Reporting guidelines

In his apostolic letter, “Vos Estis Lux Mundi” (You are the Light of the World), Pope Francis provides guidelines for dioceses to follow throughout the world when addressing sexual abuse allegations.

“The crimes of sexual abuse offend Our Lord, cause physical, psychological and spiritual damage to the victims and harm the community,” said Pope Francis. “It is good that procedures be universally adopted to prevent and combat these crimes that betray the trust of the faithful.”

Reports must include the name of the bishop being reported on, a description of the allegation, place where it occurred and timeframe, as best that can be remembered.
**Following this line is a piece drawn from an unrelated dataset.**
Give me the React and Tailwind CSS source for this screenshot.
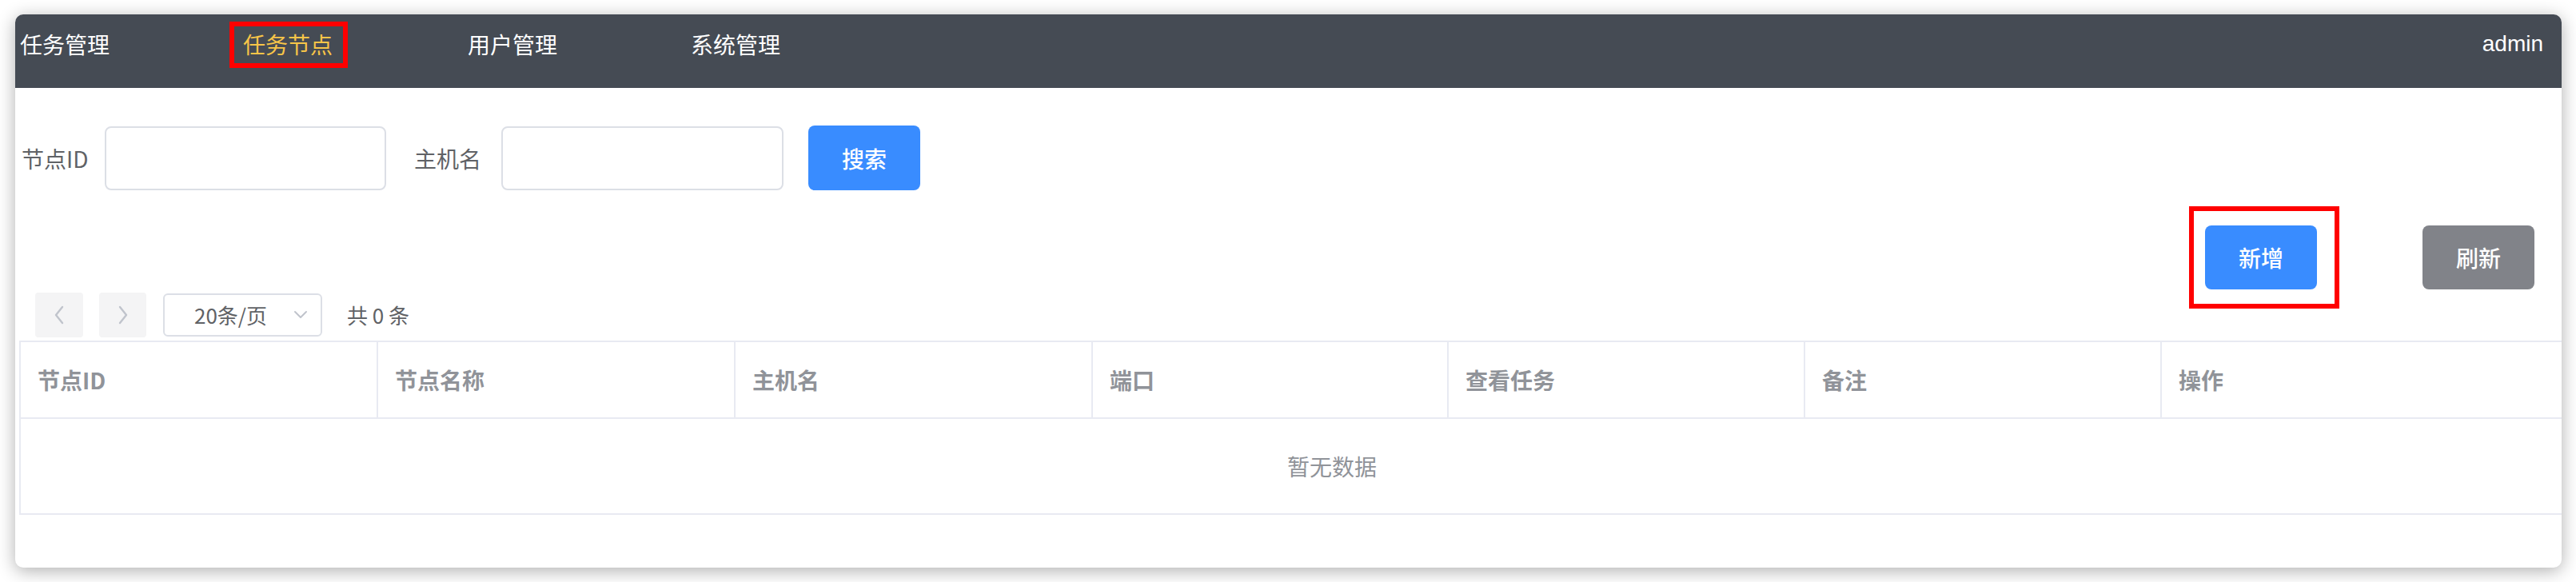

Those submitting reports can choose whether to share their personal information or for it to be kept confidential.

Once the abuse by a bishop is submitted, a lengthy process follows, which includes a lay person who will review the report. Those who make a report will receive a personal password and access number to check the status of their report.

“We want to emphasize that the church is doing everything we can to prevent and stop abuse at every level,” said Smith.